Three weeks ago, all that changed when the Finnish police, who were acting on a complaint from the Church of Scientology in Los Angeles, served a search-and-seize warrant on Helsingius, demanding that he turn over the real name of one of his users. Caught by surprise, Helsingius gave them what they asked for. It was either that, he said, or give them his entire computer.

That rip in the curtain of privacy is certain to send a chill through cyberspace: Helsingius has become the keeper of the Who’s Who of the computer underground. Stored in his 200-megabyte data base is a master list of the names and E-mail addresses of everybody who has ever sought the shelter of his service: pornographers and political exiles; software pirates and corporate whistle blowers; the sexually abused and their abusers. The need for anonymous remailers stems from the design of the Internet, which tags every packet of data with an electronic address so it can be returned or re-sent if something goes wrong in transit. The system works, but it offers no comfort to those who want to preserve their privacy. Remailers ensure anonymity by separating messages from their return addresses. It’s simple: say Peter wants to send an anonymous message to Paul. Instead of mailing it directly, he sends the message to Helsingius’ machine, putting Paul’s address on the first line of text. Helsingius’ computer automatically strips off Peter’s name and return address, replaces them with a new, randomly assigned address, and forwards the message to Paul. When he gets the message, Paul has no way of telling who sent it, though he can correspond with the secret sender by sending a reply in care of Helsingius’ Penet.

It’s a service Helsingius, 33, happily provides, and since 1992 he has offered it free to anyone on the Internet, subsidizing it with income from his daytime job-providing Internet access to paying customers. Born to Swedish parents in Finland, where Swedes make up only 6% of the population, Helsingius knows what it feels like to be an outsider. Growing up near the former Soviet Union also gave him a taste of repression. Helsingius remembers learning as a child that people who owned typewriters or copiers in Russia had to register their machines and provide type samples to the government “for identification purposes.” He came to fear that the online world could evolve into a Soviet police state, where every utterance is traceable.

Services like Penet have fast become a popular outlet for people with secrets to share. All sorts of people, it turns out, have an urge to communicate incognito. The Usenet newsgroup called alt.sex.bondage, for example, where people are encouraged to discuss some of the more esoteric sexual practices, is filled with messages sent through remailers.

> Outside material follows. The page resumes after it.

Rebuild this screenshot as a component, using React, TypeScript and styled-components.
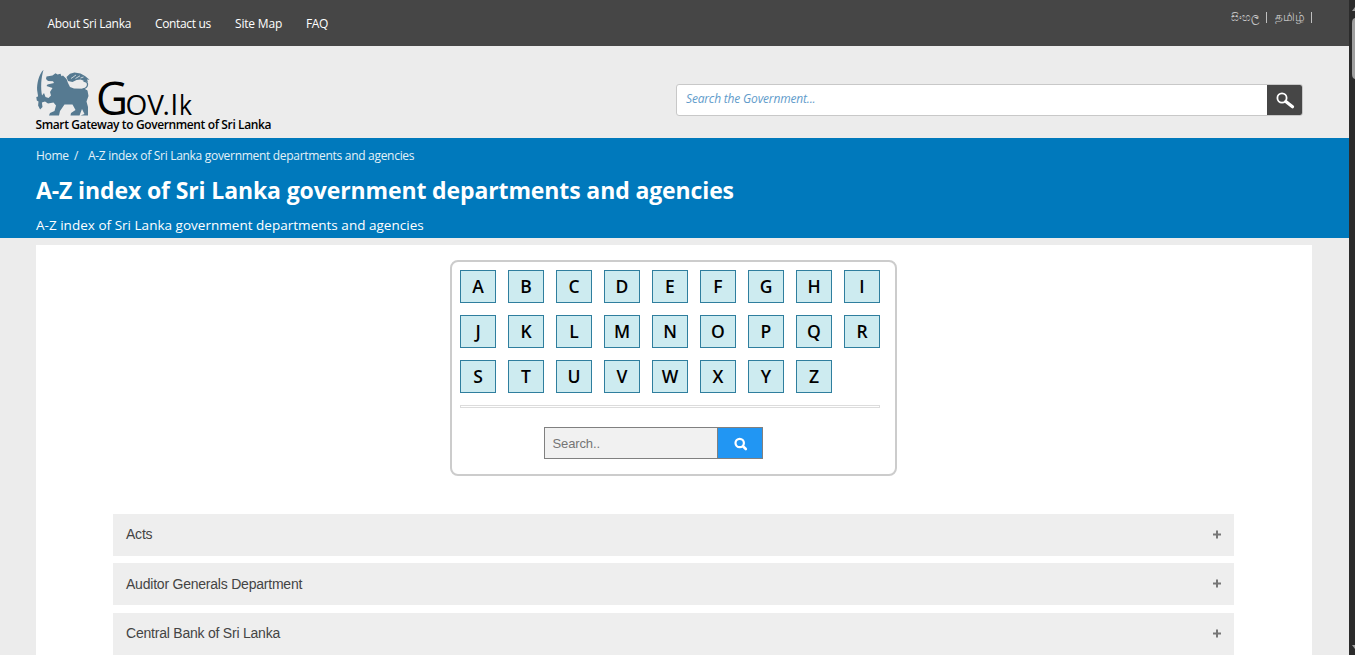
import React from "react";
import styled, { createGlobalStyle } from "styled-components";

const GlobalStyle = createGlobalStyle`
  * { box-sizing: border-box; }
  html, body { margin: 0; padding: 0; height: 100%; overflow: hidden; }
  body { font-family: "Open Sans", "Noto Sans", sans-serif; background: #ececec; }
  a { color: inherit; text-decoration: none; }
`;

const Window = styled.div`
  display: flex;
  height: 655px;
  overflow: hidden;
`;

const Page = styled.div`
  width: 1349px;
  height: 655px;
  overflow: hidden;
  background: #ececec;
`;

const ScrollTrack = styled.div`
  flex: 1;
  display: flex;
  flex-direction: column;
  align-items: flex-end;
  justify-content: space-between;
  background: #2b2b2b;
`;

const TopBar = styled.header`
  display: flex;
  justify-content: space-between;
  height: 46px;
  padding: 0 37px 0 47.5px;
  background: #464646;
`;

const Nav = styled.nav`
  display: flex;
  gap: 24px;
  line-height: 46px;
  padding-top: 1px;
  font-size: 12px;
  color: #fff;
`;

const NavLink = styled.a<{ $w: number; $ls: number }>`
  width: ${(p) => p.$w}px;
  letter-spacing: ${(p) => p.$ls}px;
  white-space: nowrap;
`;

const Languages = styled.div`
  display: flex;
  height: 11px;
  margin-top: 12px;
  font-size: 11px;
  line-height: 9px;
  color: #c4c4c4;
`;

const Language = styled.a<{ $w: number; $indent?: number; $size?: number }>`
  width: ${(p) => p.$w}px;
  padding-left: ${(p) => p.$indent ?? 0}px;
  font-size: ${(p) => p.$size ?? 11}px;
  border-right: 1px solid #bfbfbf;
  white-space: nowrap;
`;

const Brand = styled.div`
  display: flex;
  justify-content: space-between;
  height: 92px;
  padding: 22px 46px 0 35.5px;
`;

const Logo = styled.div`
  width: 260px;
`;

const LogoArt = styled.svg`
  display: block;
  overflow: visible;
`;

const Tagline = styled.div`
  margin-top: -1px;
  font-size: 12px;
  line-height: 16px;
  font-weight: 600;
  letter-spacing: -0.38px;
  color: #000;
  white-space: nowrap;
`;

const SiteSearch = styled.div`
  display: flex;
  width: 627px;
  height: 32px;
  margin-top: 16px;
  border: 1px solid #c8c8c8;
  border-radius: 3px;
  background: #fff;
  overflow: hidden;
`;

const SiteSearchText = styled.div`
  flex: 1;
  padding-left: 9px;
  font-size: 12px;
  line-height: 28px;
  font-style: italic;
  letter-spacing: -0.17px;
  color: #629ccb;
`;

const SiteSearchButton = styled.div`
  display: flex;
  width: 35px;
  background: #464646;
`;

const Banner = styled.section`
  height: 100px;
  padding: 8px 0 0 36px;
  background: #0079bc;
  color: #fff;
  white-space: nowrap;
`;

const Crumbs = styled.div`
  display: flex;
  font-size: 12px;
  line-height: 20px;
  letter-spacing: -0.3px;
  color: #e4f1f8;
`;

const Crumb = styled.span<{ $w?: number }>`
  width: ${(p) => (p.$w ? p.$w + "px" : "auto")};
`;

const Title = styled.h1`
  margin: 7px 0 0;
  font-size: 23px;
  line-height: 34px;
  font-weight: 700;
  letter-spacing: -0.12px;
`;

const Subtitle = styled.div`
  margin-top: 8px;
  font-size: 13.5px;
  line-height: 20px;
  letter-spacing: 0.02px;
`;

const Panel = styled.main`
  width: 1276px;
  height: 410px;
  margin: 7px 0 0 36px;
  padding-top: 15px;
  background: #fff;
`;

const IndexBox = styled.div`
  width: 447px;
  height: 216px;
  margin-left: 414px;
  padding: 8px;
  border: 2px solid #ccc;
  border-radius: 8px;
`;

const Letters = styled.div`
  display: grid;
  grid-template-columns: repeat(9, 36px);
  grid-auto-rows: 33px;
  gap: 12px;
`;

const Letter = styled.a`
  display: flex;
  align-items: center;
  justify-content: center;
  border: 1px solid #2f7e9e;
  background: #cdebf0;
  font-size: 17.5px;
  line-height: 31px;
  font-weight: 600;
  color: #000;
`;

const Divider = styled.div`
  width: 420px;
  height: 3px;
  margin-top: 12px;
  border: 1px solid #dcdcdc;
`;

const IndexSearch = styled.div`
  display: flex;
  width: 219px;
  height: 32px;
  margin: 19px 0 0 84px;
  border: 1px solid #808080;
  background: #f1f1f1;
`;

const IndexSearchText = styled.div`
  width: 173px;
  padding-left: 7.5px;
  border-right: 1px solid #808080;
  font-family: "Liberation Sans", Arial, sans-serif;
  font-size: 13px;
  line-height: 31px;
  letter-spacing: -0.12px;
  color: #757575;
`;

const IndexSearchButton = styled.div`
  display: flex;
  flex: 1;
  background: #2196f3;
`;

const Accordion = styled.div`
  display: flex;
  flex-direction: column;
  width: 1121px;
  margin: 38px 0 0 77px;
`;

const AccordionRow = styled.div`
  display: flex;
  flex: none;
  justify-content: space-between;
  height: 42px;
  padding: 0 13px;
  background: #eee;
  font-family: "Liberation Sans", Arial, sans-serif;
  font-size: 14px;
  line-height: 41px;
  letter-spacing: -0.22px;
  color: #444;

  & + & {
    margin-top: 7px;
    line-height: 42px;
  }

  & + & + & {
    margin-top: 8px;
    line-height: 41px;
  }
`;

const Plus = styled.svg`
  flex: none;
  margin-top: 16px;
`;

const NAV = [
  { label: "About Sri Lanka", w: 83.5, ls: -0.28 },
  { label: "Contact us", w: 56, ls: -0.35 },
  { label: "Site Map", w: 47, ls: -0.18 },
  { label: "FAQ", w: 24, ls: -0.4 },
];

const DEPARTMENTS = ["Acts", "Auditor Generals Department", "Central Bank of Sri Lanka"];

function GovLogo() {
  return (
    <LogoArt width="160" height="50" viewBox="35.5 68 160 50">
      <path
        fill="#567a91"
        d="M43 69.800C38 75 36.400 84 36.600 90L37.600 96.500L35.800 97L36.300 100.500L38 101.500L37.600 105.500L39.600 109.500L42 107L41.400 102.500L44.500 101.500L47.500 103.500L53 102.500L55.500 105.500L54 111L49.500 113L48.500 115.500H58.500L59.500 111L64 104.500H72L75 110L70.500 113L70 115.500H79L81.500 109L84 114L80 115.500H87.500V107L86 101.500L88 96L87 90.500L84 88.800L73.500 88.500L69.500 87L67.500 83L66 79L62.500 75.500L61 76.200L60 73.800L57 74.500L55 73.200L52 75.500L46 76.500L45.500 79L47.500 81L52.500 81.300L53.500 83L47 84.500L46 86L52 88L49.500 92L50.500 95.500L48 98L45 97L43.500 93L41.500 95.500C40 88 40.500 78 43 69.800Z"
      />
      <path
        fill="#567a91"
        d="M66 77L69.500 73.800L74 72.500L80 73.500L84.500 76L89 79.700L86.500 79.400L87.500 82L84 81L80 79.500L76 80L72 82L67.500 81Z"
      />
      <path
        d="M83 81Q87.500 81.500 87 85Q86.500 88.500 82 88.800"
        fill="none"
        stroke="#567a91"
        strokeWidth="1.300"
      />
      <path
        d="M70.500 78.500L75.500 75M75 78.500L79.500 75.800M80 78L83 77"
        fill="none"
        stroke="#d5dce0"
        strokeWidth="0.900"
      />
      <g fontFamily="'Open Sans', sans-serif" fill="#000">
        <text x="95.500" y="115" fontSize="45" textLength="32" lengthAdjust="spacingAndGlyphs">G</text>
        <text x="125" y="115" fontSize="27" textLength="38.500" lengthAdjust="spacingAndGlyphs">OV</text>
        <text x="162" y="115" fontSize="28">.</text>
        <text x="170.300" y="115" fontSize="28">l</text>
        <text x="178.500" y="115" fontSize="28" textLength="13" lengthAdjust="spacingAndGlyphs">k</text>
      </g>
    </LogoArt>
  );
}

export default function App() {
  return (
    <Window>
      <GlobalStyle />
      <Page>
        <TopBar>
          <Nav>
            {NAV.map((n) => (
              <NavLink key={n.label} $w={n.w} $ls={n.ls}>{n.label}</NavLink>
            ))}
          </Nav>
          <Languages>
            <Language $w={36}>සිංහල</Language>
            <Language $w={45} $indent={8} $size={11.8}>தமிழ்</Language>
          </Languages>
        </TopBar>
        <Brand>
          <Logo>
            <GovLogo />
            <Tagline>Smart Gateway to Government of Sri Lanka</Tagline>
          </Logo>
          <SiteSearch>
            <SiteSearchText>Search the Government...</SiteSearchText>
            <SiteSearchButton>
              <svg width="35" height="30" viewBox="0 0 35 30">
                <circle cx="15" cy="13" r="4.6" fill="none" stroke="#fff" strokeWidth="1.8" />
                <path d="M18.800 16.500L25.500 21.800" stroke="#fff" strokeWidth="3.200" strokeLinecap="round" />
              </svg>
            </SiteSearchButton>
          </SiteSearch>
        </Brand>
        <Banner>
          <Crumbs>
            <Crumb $w={38}>Home</Crumb>
            <Crumb $w={14}>/</Crumb>
            <Crumb>A-Z index of Sri Lanka government departments and agencies</Crumb>
          </Crumbs>
          <Title>A-Z index of Sri Lanka government departments and agencies</Title>
          <Subtitle>A-Z index of Sri Lanka government departments and agencies</Subtitle>
        </Banner>
        <Panel>
          <IndexBox>
            <Letters>
              {"ABCDEFGHIJKLMNOPQRSTUVWXYZ".split("").map((l) => (
                <Letter key={l}>{l}</Letter>
              ))}
            </Letters>
            <Divider />
            <IndexSearch>
              <IndexSearchText>Search..</IndexSearchText>
              <IndexSearchButton>
                <svg width="44" height="30" viewBox="0 0 44 30">
                  <circle cx="21.7" cy="15" r="4.2" fill="none" stroke="#fff" strokeWidth="2.2" />
                  <path d="M25 18.300L27.800 21" stroke="#fff" strokeWidth="2.600" strokeLinecap="round" />
                </svg>
              </IndexSearchButton>
            </IndexSearch>
          </IndexBox>
          <Accordion>
            {DEPARTMENTS.map((d) => (
              <AccordionRow key={d}>
                <span>{d}</span>
                <Plus width="8" height="9" viewBox="0 0 8 9">
                  <path d="M0 4.500H8M4 0.500V8.500" stroke="#777" strokeWidth="2" />
                </Plus>
              </AccordionRow>
            ))}
          </Accordion>
        </Panel>
      </Page>
      <ScrollTrack>
        <svg width="3" height="90" viewBox="0 0 3 90">
          <path d="M3 7V11H0Z" fill="#9f9f9f" />
          <path d="M3 18Q0 18.500 0 23V74Q0 78.500 3 79Z" fill="#9f9f9f" />
        </svg>
        <svg width="3" height="14" viewBox="0 0 3 14">
          <path d="M0 4H3V8Z" fill="#9f9f9f" />
        </svg>
      </ScrollTrack>
    </Window>
  );
}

But while anonymity can be liberating, it can also abet illicit activity. Penet has been used to send all sorts of contraband, from copyrighted articles to stolen software to hard-core pornography. Helsingius, who opposes thievery, put a limit on the size of the files that could be transmitted-killing two digital birds at once, since pornographic images are now too large to transport through Penet.

But text messages can be just as controversial as pictures. The Scientologists went to police after learning that someone had broken into one of their in-house computers, then anonymously posted a stolen file on alt.religion.scientology, a Usenet group where contentious current and ex-Scientologists spar.

The raid left Helsingius-and the people who have used his service-shaken. “They treated my computer and hard drive as if it were a gun,” he said. It was, as far as he knows, the first time the wall of anonymity provided by the remailers had been breached. Can anybody be sure that the police, armed with search warrants from other aggrieved parties, won’t be back? “I would hate to get caught up in the frenzy if and when investigators start anonymous witch hunts,” a user wrote, requesting his removal from the data base. For now, Helsingius is staying online, bolstered by E-mail from hundreds of supporters. Most of these messages are signed.